Gender Encoding Patterns in Pretrained Language Model Representations
Mahdi Zakizadeh, Mohammad Taher Pilehvar
TL;DR
The paper investigates how gender bias is encoded in encoder-based pretrained language models and how different debiasing and fine-tuning strategies affect these internal representations. It applies Minimum Description Length (MDL) probing to quantify gender-information compression across layers in models such as BERT, RoBERTa, and JINA embeddings, using the Bias in Bios dataset. A key finding is the robust two-phase pattern: early layers suppress gender signals, while final layers amplify them, making internal bias hard to eradicate, especially with post-hoc methods.

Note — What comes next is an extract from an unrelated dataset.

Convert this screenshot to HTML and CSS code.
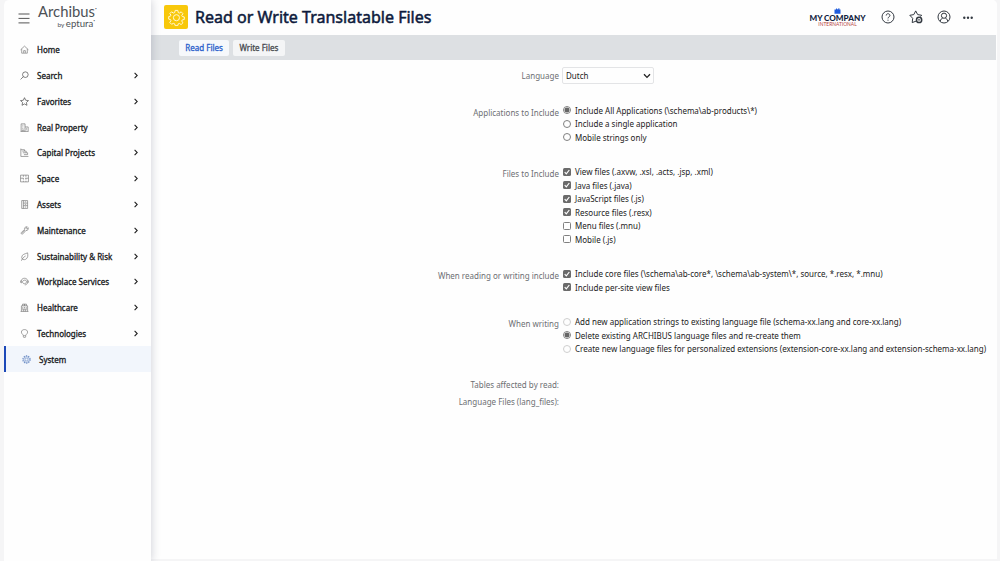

The results highlight that training-time debiasing and integrating fairness objectives during pretraining are more effective than post-hoc fixes, underscoring the need for architecture-aware mitigation strategies to reduce bias propagation in downstream tasks such as retrieval and classification.
Abstract
Gender bias in pretrained language models (PLMs) poses significant social and ethical challenges. Despite growing awareness, there is a lack of comprehensive investigation into how different models internally represent and propagate such biases. This study adopts an information-theoretic approach to analyze how gender biases are encoded within various encoder-based architectures. We focus on three key aspects: identifying how models encode gender information and biases, examining the impact of bias mitigation techniques and fine-tuning on the encoded biases and their effectiveness, and exploring how model design differences influence the encoding of biases. Through rigorous and systematic investigation, our findings reveal a consistent pattern of gender encoding across diverse models. Surprisingly, debiasing techniques often exhibit limited efficacy, sometimes inadvertently increasing the encoded bias in internal representations while reducing bias in model output distributions. This highlights a disconnect between mitigating bias in output distributions and addressing its internal representations. This work provides valuable guidance for advancing bias mitigation strategies and fostering the development of more equitable language models.